Dataset extract:
%%
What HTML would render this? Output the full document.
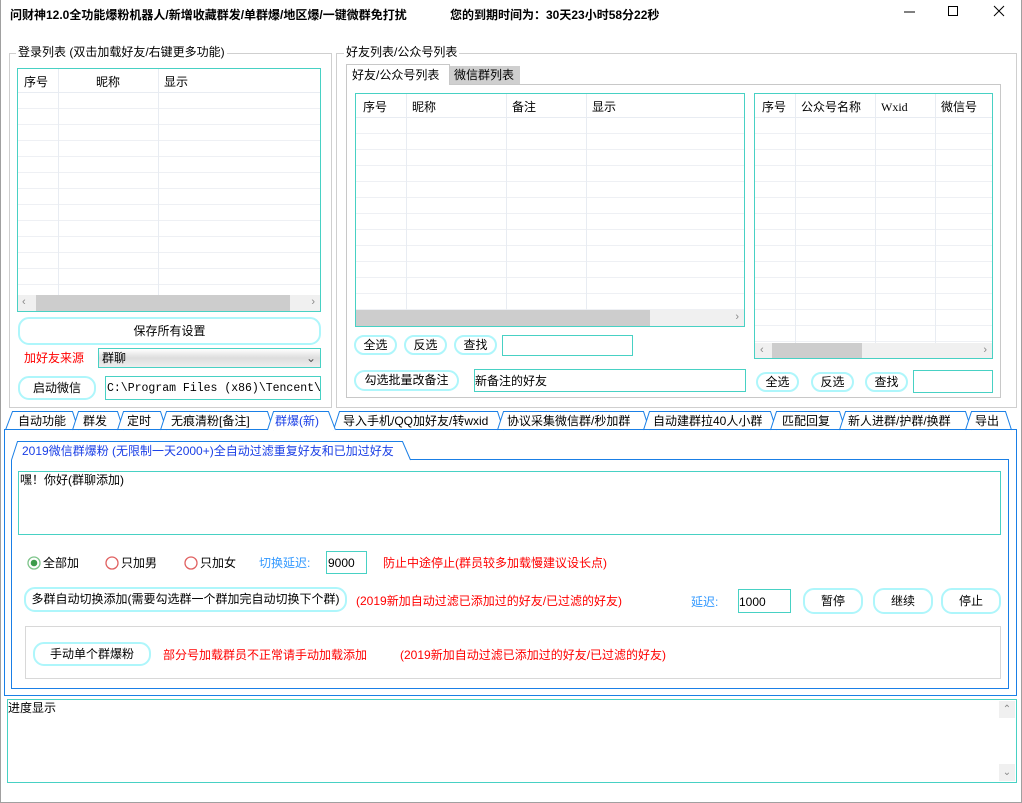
<!DOCTYPE html>
<html><head><meta charset="utf-8">
<style>
*{margin:0;padding:0;box-sizing:border-box}
body{width:1022px;height:803px;background:#fff;font-family:"Liberation Sans","Noto Sans CJK SC",sans-serif;font-size:12px;color:#000;position:relative;overflow:hidden}
.a{position:absolute;white-space:nowrap;line-height:14px}
.box{position:absolute;border:1px solid #cfcfcf}
.lv{position:absolute;border:1px solid #48d1c4;background:#fff;overflow:hidden}
.btn{position:absolute;border:2px solid #aef6fb;border-radius:11px;background:#fff;text-align:center;font-size:12px}
.inp{position:absolute;border:1px solid #48d1c4;background:#fff}
.red{color:#f00}
.blue{color:#3399ff}
.grid{position:absolute;left:0;right:0;background:repeating-linear-gradient(#fff 0 15px,#eef0f4 15px 16px)}
.vl{position:absolute;top:0;bottom:0;width:1px;background:#e8ecf2}
.sb{position:absolute;left:0;right:0;height:16px;background:#f0f0f0}
.th{position:absolute;height:16px;top:0;background:#cdcdcd}
.arr{position:absolute;top:1px;color:#888;font-size:11px}
</style></head><body>
<div style="position:absolute;left:0;top:0;width:1022px;height:803px;border:1px solid #a0a0a0;border-top:none"></div>
<div class="a" style="left:10px;top:8px;font-weight:bold">问财神12.0全功能爆粉机器人/新增收藏群发/单群爆/地区爆/一键微群免打扰</div>
<div class="a" style="left:450px;top:8px;font-weight:bold">您的到期时间为：30天23小时58分22秒</div>
<svg style="position:absolute;left:900px;top:4px" width="115" height="16"><line x1="4" y1="8" x2="15" y2="8" stroke="#000"/><rect x="48.5" y="2.5" width="9" height="9" fill="none" stroke="#000"/><path d="M94 2 L104 12 M104 2 L94 12" stroke="#000"/></svg>

<!-- left group -->
<div class="box" style="left:9px;top:53px;width:323px;height:355px"></div>
<div class="a" style="left:16px;top:45px;background:#fff;padding:0 2px">登录列表 (双击加载好友/右键更多功能)</div>
<div class="lv" style="left:17px;top:68px;width:304px;height:244px">
 <div class="grid" style="top:24px;height:202px"></div>
 <div style="position:absolute;left:0;right:0;top:0;height:24px;border-bottom:1px solid #e8ecf2;background:#fff"></div>
 <div class="vl" style="left:40px"></div><div class="vl" style="left:140px"></div>
 <div class="a" style="left:6px;top:6px">序号</div><div class="a" style="left:78px;top:6px">昵称</div><div class="a" style="left:146px;top:6px">显示</div>
 <div class="sb" style="top:226px"><div class="th" style="left:18px;width:254px"></div><span class="arr" style="left:4px">&lsaquo;</span><span class="arr" style="right:5px">&rsaquo;</span></div>
</div>
<div class="btn" style="left:18px;top:317px;width:303px;height:28px;line-height:24px">保存所有设置</div>
<div class="a red" style="left:24px;top:351px">加好友来源</div>
<div class="inp" style="left:98px;top:348px;width:223px;height:20px;background:linear-gradient(#fff,#ddd 50%,#eee)"><span class="a" style="left:3px;top:2px">群聊</span><span class="a" style="right:4px;top:2px;color:#555">&#8964;</span></div>
<div class="btn" style="left:18px;top:376px;width:78px;height:24px;line-height:20px">启动微信</div>
<div class="inp" style="left:105px;top:376px;width:216px;height:24px;overflow:hidden"><span class="a" style="left:1px;top:5px;font-family:'Liberation Mono',monospace;font-size:11.5px">C:\Program Files (x86)\Tencent\WeChat</span></div>

<!-- right group -->
<div class="box" style="left:336px;top:53px;width:681px;height:355px"></div>
<div class="a" style="left:344px;top:45px;background:#fff;padding:0 2px">好友列表/公众号列表</div>
<div class="box" style="left:346px;top:84px;width:655px;height:314px;border-color:#c8c8c8"></div>
<div style="position:absolute;left:346px;top:64px;width:104px;height:21px;border:1px solid #c8c8c8;border-bottom:none;background:#fff"></div>
<div class="a" style="left:352px;top:68px">好友/公众号列表</div>
<div style="position:absolute;left:450px;top:66px;width:70px;height:18px;background:#cfcfcf"></div>
<div class="a" style="left:454px;top:68px">微信群列表</div>

<div class="lv" style="left:355px;top:93px;width:390px;height:234px">
 <div class="grid" style="top:24px;height:192px"></div>
 <div style="position:absolute;left:0;right:0;top:0;height:24px;border-bottom:1px solid #e8ecf2;background:#fff"></div>
 <div class="vl" style="left:50px"></div><div class="vl" style="left:150px"></div><div class="vl" style="left:230px"></div>
 <div class="a" style="left:7px;top:6px">序号</div><div class="a" style="left:56px;top:6px">昵称</div><div class="a" style="left:156px;top:6px">备注</div><div class="a" style="left:236px;top:6px">显示</div>
 <div class="sb" style="top:216px"><div class="th" style="left:0;width:294px"></div><span class="arr" style="right:5px">&rsaquo;</span></div>
</div>
<div class="btn" style="left:354px;top:335px;width:43px;height:20px;line-height:16px">全选</div>
<div class="btn" style="left:404px;top:335px;width:43px;height:20px;line-height:16px">反选</div>
<div class="btn" style="left:454px;top:335px;width:43px;height:20px;line-height:16px">查找</div>
<div class="inp" style="left:502px;top:335px;width:131px;height:21px"></div>
<div class="btn" style="left:354px;top:370px;width:105px;height:21px;line-height:17px">勾选批量改备注</div>
<div class="inp" style="left:474px;top:369px;width:272px;height:23px"><span class="a" style="left:0;top:4px">新备注的好友</span></div>

<div class="lv" style="left:754px;top:93px;width:239px;height:266px">
 <div class="grid" style="top:24px;height:225px"></div>
 <div style="position:absolute;left:0;right:0;top:0;height:24px;border-bottom:1px solid #e8ecf2;background:#fff"></div>
 <div class="vl" style="left:40px"></div><div class="vl" style="left:120px"></div><div class="vl" style="left:180px"></div>
 <div class="a" style="left:7px;top:6px">序号</div><div class="a" style="left:46px;top:6px">公众号名称</div><div class="a" style="left:126px;top:6px;font-family:'Liberation Serif',serif">Wxid</div><div class="a" style="left:186px;top:6px">微信号</div>
 <div class="sb" style="top:249px"><div class="th" style="left:17px;width:90px"></div><span class="arr" style="left:5px">&lsaquo;</span><span class="arr" style="right:5px">&rsaquo;</span></div>
</div>
<div class="btn" style="left:756px;top:372px;width:43px;height:20px;line-height:16px">全选</div>
<div class="btn" style="left:811px;top:372px;width:43px;height:20px;line-height:16px">反选</div>
<div class="btn" style="left:865px;top:372px;width:43px;height:20px;line-height:16px">查找</div>
<div class="inp" style="left:913px;top:370px;width:80px;height:23px"></div>

<!-- main tabs -->
<svg style="position:absolute;left:0;top:405px" width="1022" height="30">
<g fill="#fff" stroke="#1a7fe6" stroke-width="1">
<path d="M5.5 25 L12.5 6.5 L72.5 6.5 L78.5 25"/>
<path d="M72.5 25 L78.5 6.5 L117.5 6.5 L123.5 25"/>
<path d="M117.5 25 L123.5 6.5 L160.5 6.5 L166.5 25"/>
<path d="M160.5 25 L166.5 6.5 L267.5 6.5 L273.5 25"/>
<path d="M333.5 25 L339.5 6.5 L497.5 6.5 L503.5 25"/>
<path d="M497.5 25 L503.5 6.5 L643.5 6.5 L649.5 25"/>
<path d="M643.5 25 L649.5 6.5 L770.5 6.5 L776.5 25"/>
<path d="M770.5 25 L776.5 6.5 L839.5 6.5 L845.5 25"/>
<path d="M839.5 25 L845.5 6.5 L965.5 6.5 L971.5 25"/>
<path d="M965.5 25 L971.5 6.5 L1005.5 6.5 L1011.5 25"/>
<path d="M267.5 25 L273.5 6.5 L328.5 6.5 L335.5 25"/>
</g></svg>
<div style="position:absolute;left:4px;top:430px;width:1013px;height:266px;border:1px solid #1a7fe6;border-top:none"></div>
<div style="position:absolute;left:4px;top:429px;width:264px;height:1px;background:#1a7fe6"></div>
<div style="position:absolute;left:336px;top:429px;width:681px;height:1px;background:#1a7fe6"></div>
<div class="a" style="left:18px;top:414px">自动功能</div>
<div class="a" style="left:83px;top:414px">群发</div>
<div class="a" style="left:127px;top:414px">定时</div>
<div class="a" style="left:171px;top:414px">无痕清粉[备注]</div>
<div class="a" style="left:275px;top:414px;color:#1a3fe6">群爆(新)</div>
<div class="a" style="left:343px;top:414px">导入手机/QQ加好友/转wxid</div>
<div class="a" style="left:507px;top:414px">协议采集微信群/秒加群</div>
<div class="a" style="left:653px;top:414px">自动建群拉40人小群</div>
<div class="a" style="left:782px;top:414px">匹配回复</div>
<div class="a" style="left:848px;top:414px">新人进群/护群/换群</div>
<div class="a" style="left:975px;top:414px">导出</div>

<!-- inner tab -->
<svg style="position:absolute;left:0;top:435px" width="420" height="30"><path d="M11.5 25 L17.5 6.5 L402.5 6.5 L410.5 25" fill="#fff" stroke="#1a7fe6"/></svg>
<div style="position:absolute;left:11px;top:460px;width:998px;height:229px;border:1px solid #1a7fe6;border-top:none"></div>
<div style="position:absolute;left:410px;top:459px;width:599px;height:1px;background:#1a7fe6"></div>
<div class="a" style="left:22px;top:444px;color:#1a3fe6">2019微信群爆粉 (无限制一天2000+)全自动过滤重复好友和已加过好友</div>

<div class="inp" style="left:18px;top:471px;width:983px;height:64px"><span class="a" style="left:1px;top:1px">嘿！你好(群聊添加)</span></div>

<svg style="position:absolute;left:26px;top:555px" width="200" height="16">
<circle cx="8" cy="8" r="6" fill="#fff" stroke="#7dc48a" stroke-width="1.3"/><circle cx="8" cy="8" r="3.3" fill="#3c9b4b"/>
<circle cx="86" cy="8" r="6" fill="#fff" stroke="#e06060" stroke-width="1.3"/>
<circle cx="165" cy="8" r="6" fill="#fff" stroke="#e06060" stroke-width="1.3"/></svg>
<div class="a" style="left:43px;top:556px">全部加</div>
<div class="a" style="left:121px;top:556px">只加男</div>
<div class="a" style="left:200px;top:556px">只加女</div>
<div class="a blue" style="left:259px;top:556px">切换延迟:</div>
<div class="inp" style="left:326px;top:551px;width:41px;height:23px"><span class="a" style="left:1px;top:4px">9000</span></div>
<div class="a red" style="left:383px;top:556px">防止中途停止(群员较多加载慢建议设长点)</div>

<div class="btn" style="left:24px;top:587px;width:323px;height:25px;line-height:21px">多群自动切换添加(需要勾选群一个群加完自动切换下个群)</div>
<div class="a red" style="left:356px;top:594px">(2019新加自动过滤已添加过的好友/已过滤的好友)</div>
<div class="a blue" style="left:691px;top:595px">延迟:</div>
<div class="inp" style="left:738px;top:589px;width:53px;height:24px"><span class="a" style="left:0;top:5px">1000</span></div>
<div class="btn" style="left:803px;top:588px;width:60px;height:26px;line-height:22px">暂停</div>
<div class="btn" style="left:873px;top:588px;width:60px;height:26px;line-height:22px">继续</div>
<div class="btn" style="left:941px;top:588px;width:60px;height:26px;line-height:22px">停止</div>

<div class="box" style="left:25px;top:626px;width:976px;height:53px;border-color:#d8d8d8"></div>
<div class="btn" style="left:33px;top:642px;width:118px;height:24px;line-height:20px">手动单个群爆粉</div>
<div class="a red" style="left:163px;top:648px">部分号加载群员不正常请手动加载添加</div>
<div class="a red" style="left:400px;top:648px">(2019新加自动过滤已添加过的好友/已过滤的好友)</div>

<div class="inp" style="left:7px;top:699px;width:1010px;height:84px"><span class="a" style="left:0;top:1px">进度显示</span>
<div style="position:absolute;right:1px;top:1px;width:16px;height:17px;background:#f0f0f0;color:#888;font-size:10px;text-align:center;line-height:17px">&#8963;</div>
<div style="position:absolute;right:1px;bottom:1px;width:16px;height:17px;background:#f0f0f0;color:#888;font-size:10px;text-align:center;line-height:17px">&#8964;</div></div>
</body></html>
%%
Restate the data word for word from its first line through the line with "L104 12 M104", leaving out any picture along the way.

Answer to the problem:
What HTML would render this? Output the full document.
<!DOCTYPE html>
<html><head><meta charset="utf-8">
<style>
*{margin:0;padding:0;box-sizing:border-box}
body{width:1022px;height:803px;background:#fff;font-family:"Liberation Sans","Noto Sans CJK SC",sans-serif;font-size:12px;color:#000;position:relative;overflow:hidden}
.a{position:absolute;white-space:nowrap;line-height:14px}
.box{position:absolute;border:1px solid #cfcfcf}
.lv{position:absolute;border:1px solid #48d1c4;background:#fff;overflow:hidden}
.btn{position:absolute;border:2px solid #aef6fb;border-radius:11px;background:#fff;text-align:center;font-size:12px}
.inp{position:absolute;border:1px solid #48d1c4;background:#fff}
.red{color:#f00}
.blue{color:#3399ff}
.grid{position:absolute;left:0;right:0;background:repeating-linear-gradient(#fff 0 15px,#eef0f4 15px 16px)}
.vl{position:absolute;top:0;bottom:0;width:1px;background:#e8ecf2}
.sb{position:absolute;left:0;right:0;height:16px;background:#f0f0f0}
.th{position:absolute;height:16px;top:0;background:#cdcdcd}
.arr{position:absolute;top:1px;color:#888;font-size:11px}
</style></head><body>
<div style="position:absolute;left:0;top:0;width:1022px;height:803px;border:1px solid #a0a0a0;border-top:none"></div>
<div class="a" style="left:10px;top:8px;font-weight:bold">问财神12.0全功能爆粉机器人/新增收藏群发/单群爆/地区爆/一键微群免打扰</div>
<div class="a" style="left:450px;top:8px;font-weight:bold">您的到期时间为：30天23小时58分22秒</div>
<svg style="position:absolute;left:900px;top:4px" width="115" height="16"><line x1="4" y1="8" x2="15" y2="8" stroke="#000"/><rect x="48.5" y="2.5" width="9" height="9" fill="none" stroke="#000"/><path d="M94 2 L104 12 M104 2 L94 12" stroke="#000"/></svg>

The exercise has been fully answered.